Write out the listing, please, but only from its first line through the line containing "IconType; text: string;", exactly as given and without pictures.

◆ **Data shown**:
-- -- --

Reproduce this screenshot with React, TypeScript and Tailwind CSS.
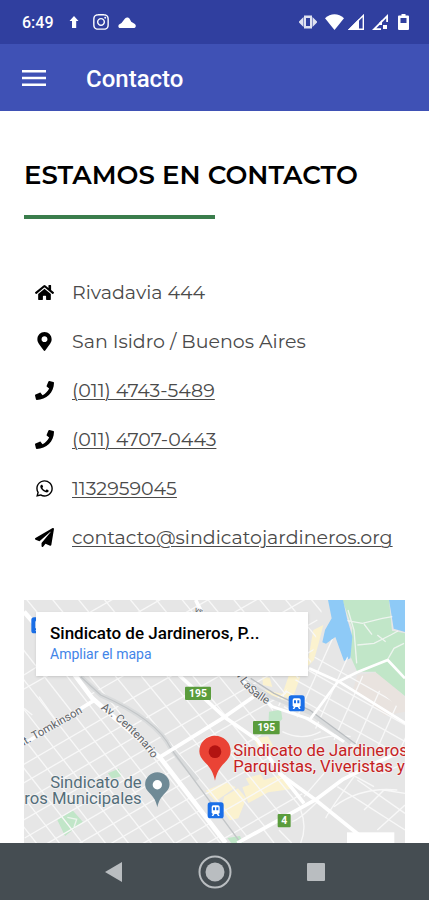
import type { IconType } from 'react-icons';
import { FaHome, FaMapMarkerAlt, FaPaperPlane, FaPhone, FaWhatsapp } from 'react-icons/fa';
import { FaInstagram } from 'react-icons/fa6';

type Contact = { icon: IconType; text: string; href?: string };

const contacts: Contact[] = [
  { icon: FaHome, text: 'Rivadavia 444' },
  { icon: FaMapMarkerAlt, text: 'San Isidro / Buenos Aires' },
  { icon: FaPhone, text: '(011) 4743-5489', href: 'tel:01147435489' },
  { icon: FaPhone, text: '(011) 4707-0443', href: 'tel:01147070443' },
  { icon: FaWhatsapp, text: '1132959045', href: 'https://wa.me/1132959045' },
  {
    icon: FaPaperPlane,
    text: 'contacto@sindicatojardineros.org',
    href: 'mailto:contacto@sindicatojardineros.org',
  },
];

function StatusBar() {
  return (
    <div className="flex h-11 items-center justify-between bg-[#303f9f] pr-5 pl-[22px] text-white">
      <div className="flex items-center">
        <span className="w-[46px] pt-0.5 text-base font-medium">6:49</span>
        <svg className="h-3 w-3" viewBox="0 0 12 12" fill="currentColor">
          <path d="M6 0l4.500 5H8.200v7H4V5H1.500z" />
        </svg>
        <FaInstagram className="ml-3 h-[18px] w-[18px]" />
        <svg className="ml-2 h-[11px] w-[18px]" viewBox="0 0 18 11" fill="currentColor">
          <path d="M1.500 11C0 10.500 0 8 1.500 7.200L3.500 6 7 1.500C8.500 0 11 .3 12 2.500l1.200 2.300 3.300 2C18.400 8 18 10.600 16.300 11z" />
        </svg>
      </div>
      <div className="flex items-center">
        <svg className="h-3.5 w-[18px]" viewBox="0 0 18 14" fill="currentColor">
          <path d="M5 .5h8v13H5zM4.500 2v10L0 7.500v-1zM13.500 2v10L18 7.500v-1z" opacity=".85" />
          <rect x="7" y="3" width="4" height="8" fill="#303f9f" />
        </svg>
        <svg className="ml-2 h-4 w-[19px]" viewBox="0 0 19 16" fill="currentColor">
          <path d="M9.500 16L0 4.200C5.500-1 13.500-1 19 4.200z" />
        </svg>
        <svg className="ml-1 h-4 w-4" viewBox="0 0 16 16">
          <path d="M1.500 15.300L15.300 1.500v13.800z" fill="none" stroke="currentColor" strokeWidth="1.400" />
          <path d="M0 16L11 5v11z" fill="currentColor" />
        </svg>
        <svg className="ml-2 h-4 w-4" viewBox="0 0 16 16" fill="currentColor">
          <path d="M0 16L16 0v8h-1.800V4.300L4.300 14.200H9V16z" />
          <path d="M7 9l3-3v5H7zM11 11h4v4h-4z" />
        </svg>
        <svg className="ml-2.5 h-4 w-[11px]" viewBox="0 0 11 16" fill="currentColor">
          <path
            fillRule="evenodd"
            d="M3.500 0h4v1.500H10a1 1 0 0 1 1 1V15a1 1 0 0 1-1 1H1a1 1 0 0 1-1-1V2.500a1 1 0 0 1 1-1h2.500zM2.500 4v5h6V4z"
          />
        </svg>
      </div>
    </div>
  );
}

function AppBar() {
  return (
    <header className="flex h-[67px] items-center bg-[#3f51b5] pl-[22px] text-white">
      <button type="button" aria-label="Abrir menú" className="flex w-16 items-center">
        <svg className="h-4 w-6" viewBox="0 0 24 16" fill="currentColor">
          <path d="M0 0h24v2.600H0zM0 6.700h24v2.600H0zM0 13.400h24V16H0z" />
        </svg>
      </button>
      <span className="pt-0.5 text-2xl leading-7 font-medium">Contacto</span>
    </header>
  );
}

// Evenly spaced parallel streets, drawn as one path
function streets(x: number, y: number, stepX: number, stepY: number, dx: number, dy: number, count: number) {
  return Array.from({ length: count }, (_, i) => `M${x + i * stepX} ${y + i * stepY}l${dx} ${dy}`).join('');
}

function StationIcon({ x, y }: { x: number; y: number }) {
  return (
    <g transform={`translate(${x} ${y})`}>
      <rect width="48" height="48" rx="8" fill="#1a6fe8" />
      <rect x="12" y="9" width="24" height="26" rx="5" fill="#fff" />
      <path d="M16 15h6v9h-6zM26 15h6v9h-6z" fill="#1a6fe8" />
      <path d="M16 34h5l-4 7h-5zM27 34h5l4 7h-5z" fill="#fff" />
    </g>
  );
}

function RouteShield({ x, y, width, label }: { x: number; y: number; width: number; label: string }) {
  return (
    <g transform={`translate(${x} ${y})`}>
      <rect width={width} height="40" rx="3" fill="#5a9c3c" />
      <text x={width / 2} y="31" textAnchor="middle" fontSize="31" fontWeight="700" fill="#fff">
        {label}
      </text>
    </g>
  );
}

function MapPin({ x, y, scale, fill, dot, radius }: { x: number; y: number; scale: number; fill: string; dot: string; radius: number }) {
  return (
    <g transform={`translate(${x} ${y}) scale(${scale})`}>
      <path d="M0 0c-5-25-14-39-29-54C-41-66-47-75-47-88a47 47 0 0 1 94 0c0 13-6 22-18 34C14-39 5-25 0 0z" fill={fill} />
      <circle cy="-87" r={radius} fill={dot} />
    </g>
  );
}

function StreetMap() {
  return (
    <svg
      className="block h-full w-full font-[Roboto,sans-serif]"
      viewBox="0 0 1143 729"
      preserveAspectRatio="xMidYMid slice"
      role="img"
      aria-label="Mapa de San Isidro"
    >
      <defs>
        <clipPath id="west">
          <path d="M0 30L210 295 410 480 600 729H0z" />
        </clipPath>
        <clipPath id="center">
          <path d="M0 0H900L860 190 750 325 700 430 860 610 640 729H600L410 470 200 290 20 60z" />
        </clipPath>
        <clipPath id="east">
          <path d="M900 130L940 110 985 200 1143 340V450H980L750 310 860 190z" />
        </clipPath>
        <path id="centenario" d="M229 326Q350 410 400 500" />
        <path id="lasalle" d="M634 218Q670 300 790 338" />
        <path id="tomkinson" d="M-10 443L240 302" />
      </defs>

      <rect width="1143" height="729" fill="#e6e6e6" />

      {/* Commercial areas */}
      <g fill="#fbf2cf">
        <path d="M868 90l30-15-14 55-14 50-22 22zM795 225l34 5-25 70-30-15zM715 230l22 3 8 28-28-6zM722 270l66 14-10 20-50-18zM690 415l42-6 15 28-44 10zM545 572l60-25 30 15-60 42zM600 590l42-25 25 30-24 60-26 6-24-35zM655 562l120-40 28 45-70 10-60 32zM665 535l45-12 14 24-45 12z" />
      </g>

      {/* Parks */}
      <g fill="#c1e6c8">
        <path d="M955 0H1095L1104 92 1143 100V285L1090 240 1055 215 1000 215 975 160 985 85z" />
        <path d="M735 335l36-6 4 28-28 28-14-6zM252 520l32-14 10 22-30 8zM100 660l45-30 32 36-54 42zM610 714l38-6 8 21h-34z" />
      </g>
      <path d="M1000 225l60-8 83 73v45l-60 12-95-80z" fill="#e9e3df" />
      <path d="M1055 217l35-37 53 58v50z" fill="#c1e6c8" />

      {/* River */}
      <g fill="#8ecaf7">
        <path d="M912 0h45l12 55 16 55-6 65-19 8-26-72-28 20-11-4 8-37 20-35z" />
        <path d="M1095 0h48v96l-34-10-6-38z" />
      </g>

      {/* Minor streets */}
      <g fill="none" stroke="#f8f8f8" strokeWidth="4">
        <g clipPath="url(#west)">
          <path d={streets(-30, 510, 8, 51, 620, -360, 12)} />
          <path d={streets(-500, 130, 69, 0, 500, 640, 16)} />
          <path d="M0 225l95-60M-5 270l150-85M45 290l50 70M0 325l25 20" />
        </g>
        <g clipPath="url(#center)">
          <path d={streets(0, 150, 36, 62, 700, -400, 13)} />
          <path d={streets(-40, -60, 76, -2, 640, 780, 13)} />
        </g>
        <g clipPath="url(#east)">
          <path d={streets(780, 120, 0, 50, 480, 270, 8)} />
          <path d={streets(880, 60, 58, 28, -180, 400, 8)} />
        </g>
        <path d="M870 420q70-20 110-10M775 395q60 30 115 0M900 520l-60 70M990 530q-80 110-85 125M940 560l203 130M930 620q80-60 190-50M1000 540l143 100M880 605q-50 50-75 60M1020 630l60-60 63 10M1060 690l83-75M830 630q20 50 0 99M765 690l38 39M720 690l30 39M1143 490l-70 30-65-30M940 500l110 60" />
        <path d="M970 62l45 8 60-15 30-5M1020 72l24 32M1000 135l50-5 50-25 22-12M1060 105l25 20M1090 180l20-35 30-15M972 30l18 60 8 100M130 652l28 6-8 24" strokeOpacity=".8" />
      </g>

      {/* Railways */}
      <g fill="none" strokeLinejoin="round">
        <path d="M170 230l60 55q170 75 210 160l80 95" stroke="#d9dbdc" strokeWidth="14" />
        <path d="M650 235l90 55 120 50 120 90" stroke="#d9dbdc" strokeWidth="11" />
        <path d="M170 230l60 55q170 75 210 160l210 284" stroke="#c3c6c8" strokeWidth="4" />
        <path d="M680 235l70 45 110 52 135 100" stroke="#b9bdc0" strokeWidth="4" />
      </g>

      {/* Avenues */}
      <g fill="none" stroke="#fff" strokeWidth="11" strokeLinejoin="round">
        <path d="M0 35l70 80 135 180 205 180 195 254" strokeWidth="14" />
        <path d="M-10 438l225-140M410 470l190-118 100-70" />
        <path d="M465 225l135 125 100 70 65 95 75 95M515 0l20 40" />
        <path d="M765 520l110 80 160 129" />
        <path d="M640 729l235-130 80-60 100-50 88-40" />
        <path d="M655 240l90 80 105 35 110 70" strokeWidth="9" />
        <path d="M855 205l90 40 200 125M1143 235l-52-55-90 36-60 30-85 115" strokeWidth="8" />
      </g>

      <g fontSize="34" fill="#5f6468" stroke="#f2f2f2" strokeWidth="4" paintOrder="stroke">
        <text>
          <textPath href="#tomkinson">nt. Tomkinson</textPath>
        </text>
        <text>
          <textPath href="#centenario">Av. Centenario</textPath>
        </text>
        <text>
          <textPath href="#lasalle">a LaSalle</textPath>
        </text>
        <text x="512" y="36" fontSize="26" transform="rotate(20 512 30)">
          ys
        </text>
      </g>

      <RouteShield x={483} y={260} width={78} label="195" />
      <RouteShield x={687} y={363} width={80} label="195" />
      <RouteShield x={761} y={642} width={39} label="4" />
      <StationIcon x={794} y={286} />
      <StationIcon x={551} y={607} />
      <StationIcon x={22} y={52} />

      <g fontSize="50" fill="#546e7a" stroke="#f2f2f2" strokeWidth="5" paintOrder="stroke" textAnchor="end">
        <text x="353" y="563">Sindicato de</text>
        <text x="353" y="612">ros Municipales</text>
      </g>
      <MapPin x={400} y={622} scale={0.78} fill="#6f8a96" dot="#fff" radius={18} />

      <MapPin x={573} y={542} scale={1} fill="#ea4335" dot="#b31412" radius={19} />
      <g fontSize="50" fill="#c5221f" stroke="#f5f0f0" strokeWidth="5" paintOrder="stroke">
        <text x="628" y="467">Sindicato de Jardineros</text>
        <text x="628" y="516">Parquistas, Viveristas y</text>
      </g>

      <rect x="969" y="697" width="142" height="32" fill="#fff" />
    </svg>
  );
}

function NavBar() {
  return (
    <nav className="flex h-[57px] items-center justify-center gap-[75px] bg-[#454d52] text-[#b9bdc0]">
      <button type="button" aria-label="Atrás">
        <svg className="h-5 w-[18px]" viewBox="0 0 18 20" fill="currentColor">
          <path d="M17 0v20L0 10z" />
        </svg>
      </button>
      <button type="button" aria-label="Inicio">
        <svg className="h-[34px] w-[34px]" viewBox="0 0 34 34">
          <circle cx="17" cy="17" r="15.500" fill="none" stroke="currentColor" strokeWidth="2" />
          <circle cx="17" cy="17" r="9.500" fill="currentColor" />
        </svg>
      </button>
      <button type="button" aria-label="Recientes">
        <svg className="h-[18px] w-[18px]" viewBox="0 0 18 18" fill="currentColor">
          <rect width="18" height="18" rx="1" />
        </svg>
      </button>
    </nav>
  );
}

export default function App() {
  return (
    <div className="flex min-h-screen flex-col bg-white font-[Roboto,sans-serif]">
      <StatusBar />
      <AppBar />

      <main className="flex-1 px-6 pt-12">
        <h1 className="font-[Montserrat,Inter,sans-serif] text-[26px] leading-8 font-semibold whitespace-nowrap text-black">
          ESTAMOS EN CONTACTO
        </h1>
        <div className="mt-6 h-1 w-1/2 bg-[#3a7d4c]" />

        <ul className="mt-[49px] font-[Montserrat,Inter,sans-serif] text-[19px] text-[#4a4a4a]">
          {contacts.map(({ icon: Icon, text, href }) => (
            <li key={text} className="flex h-[49px] items-center">
              <span className="mr-4 flex w-8 justify-end">
                <span className="flex w-6 justify-center">
                  <Icon className="h-[19px] w-[19px] text-black" />
                </span>
              </span>
              <span className="pt-0.5">
                {href ? (
                  <a href={href} className="underline decoration-1 underline-offset-2">
                    {text}
                  </a>
                ) : (
                  text
                )}
              </span>
            </li>
          ))}
        </ul>

        <section className="relative mt-[38px] h-[243px] overflow-hidden">
          <StreetMap />
          {/* Place card over the map */}
          <div className="absolute top-3 left-3 w-[272px] bg-white px-3.5 pt-2.5 pb-3 shadow">
            <div className="truncate text-[17px] leading-[22px] font-medium text-black">Sindicato de Jardineros, P...</div>
            <a href="#mapa" className="block text-sm leading-5 text-[#4285e8]">
              Ampliar el mapa
            </a>
          </div>
        </section>
      </main>

      <NavBar />
    </div>
  );
}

-- -- --

◆ **Result for this task**:
Reproduce this screenshot with React, TypeScript and Tailwind CSS.
import type { IconType } from 'react-icons';
import { FaHome, FaMapMarkerAlt, FaPaperPlane, FaPhone, FaWhatsapp } from 'react-icons/fa';
import { FaInstagram } from 'react-icons/fa6';

type Contact = { icon: IconType; text: string; href?: string };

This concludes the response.